Globalisation has also left its mark.
When Roland’s parents Armin and Janet Birks were at the Ship Centurion’s helm, the pub’s speciality German beers (hence those flags outside) were a unique selling point.
“Thirty-odd years ago when we started this pub, we had Bitburger on draft, a weissbier on draft, which is German-style stuff, and that helped us to stand out.
“You couldn’t really get those beers in England easily - nobody had even heard of them unless they'd been in the army.
“Things have changed - there’s more open trade and big international brewers now, so you can get Peroni, Corona, Bitburger anywhere.
“It makes it harder for places like us which are specialised - because it's not so special anymore.”
Since The Ship Centurion first opened, the average price of a pint of draught lager in the UK has risen substantially, but steadily from £1.57 in 1994 to £4.83 today, according to the Office for National Statistics.
Roland says this incremental increase is easy enough to pass on to the consumer. What’s increasingly hurting his bottom line is the soaring costs of everything else.
For every pint of beer sold, two-thirds of the revenue goes back to the brewery. Out of the remaining third, Roland is being squeezed tighter and tighter to pay ever-increasing bills.
“The cost of energy alone has tripled in the last 10-15 years.
“We’re now paying £1,300 per month for electricity - the Sky bill is £900.
“And you can’t just increase the cost of pints from say, £4.50 to £5.20. You wouldn’t have anybody in - they’ll just go to Wetherspoons over the road.”
The pub giant’s Whitstable branch - The Peter Cushing - is just a one-minute walk away from The Ship Centurion.
To compensate for the higher operating costs, Roland has repeatedly reduced his own profit.
“I'd rather take a smaller margin home but keep the business going for better days, if there are better days ahead.”
“We know our local old boys well - if they don't turn up, we make sure we contact them to make sure they're okay...”
Roland explained The Ship Centurion is more than just a business to him and, to locals, it’s more than just a place to drink - it’s a bastion of the community.
“We have an older generation of regulars in the daytime who don’t get out very often, whose family have maybe moved away so they’re on their own a lot of the time.
“Walking down to the pub is good exercise for them and even if they just come in for a coffee, it doesn’t matter.
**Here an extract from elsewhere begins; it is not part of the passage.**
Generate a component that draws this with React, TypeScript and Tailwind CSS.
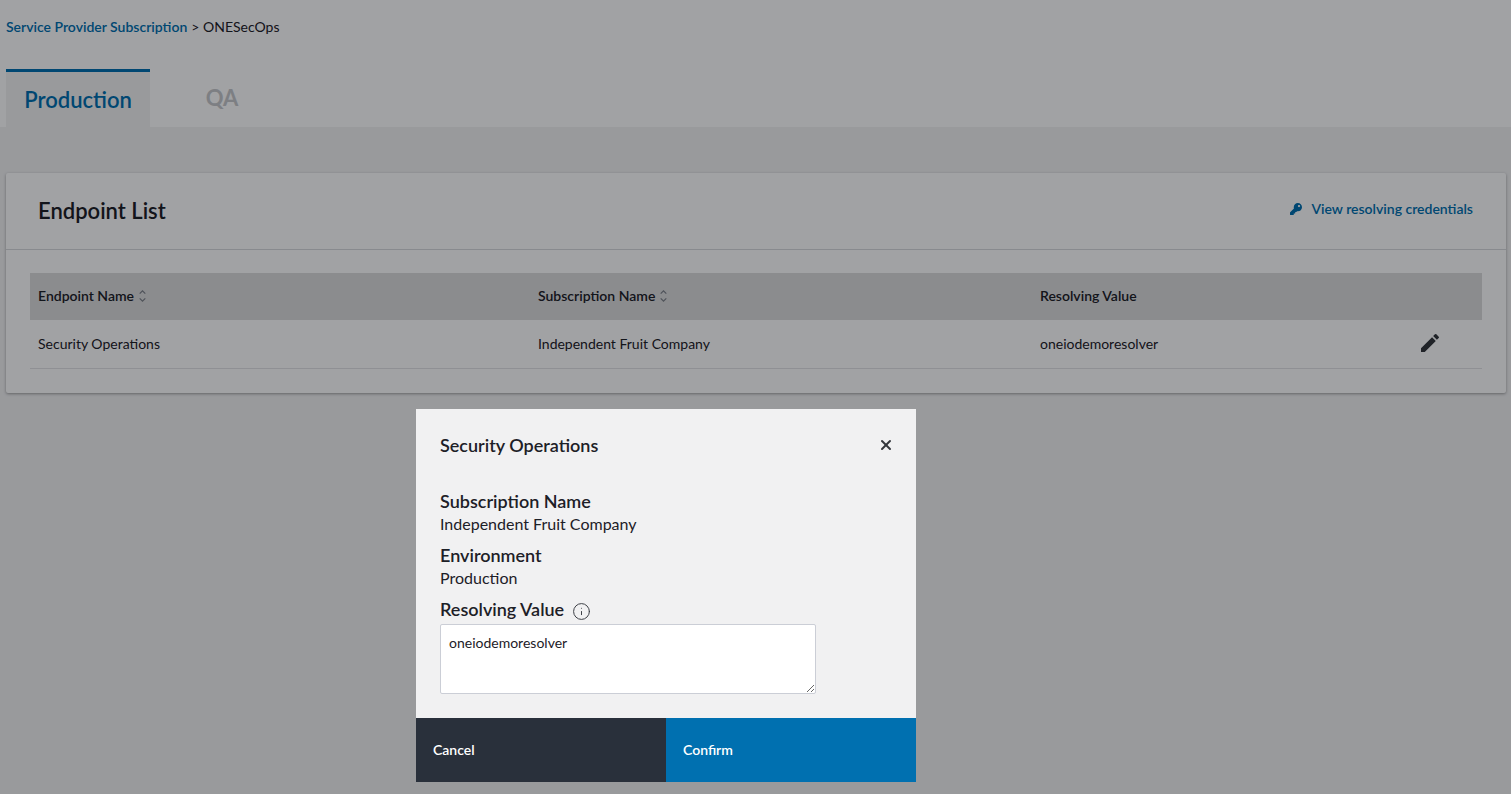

The point is that it’s good for them to interact with people.
“We know our local old boys well - if they don't turn up, we make sure we contact them, to make sure they're okay.
“When they come in we’re making sure they're safe, that they don't have too much to drink so they can get home, or even walk them home ourselves sometimes.”
Pubs sometimes have the reputation of being dangerous places, especially after dark.
But Roland says as one of the few places in Whitstable that stays open after 5pm, The Ship Centurion is a safe haven for people caught up in late-night trouble
He recalls one night, following a domestic disturbance, a local woman coming to the pub to get away from her partner.
“Customers themselves made sure her husband wasn't coming in and she found refuge here and we organised a friend to take care of her for the night.
“Whitstable is a safe town, but there’s always something going on and the pub's always open.”
Roland says a good part of why the pub has been so successful is down to his fantastic team.
But hikes in employer national insurance contributions (NICs) and the minimum wage will make paying staff more expensive when they take effect in April.
In the Autumn Budget, the Chancellor announced an increase in the rate of employer NICs from 13.8% to 15%.
The minimum wage will rise by 6.7% to £12.21 per hour for people aged 21 and over. Younger employees will see bigger percentage boosts to their pay packet.
The Centre for Policy Studies says this will contribute to 2025 being the most expensive year on record for employers of minimum-wage workers.
Roland fears these increases might just be the final hammer blow.
“We're very lucky. Like I said, we’re a local pub and we do get good footfall through the door, but it’s sort of a backwards trend. How long can we take it on the chin?
“I may have to reduce our open hours or reduce staffing, but running at a lower staff means I would have to do even more myself, which is possible, but then would the pub run as well?
“We’ll have to see. April, May, June - those three months are going to show how much the costs have gone up, where my margins sit and whether I can still survive and stay open.”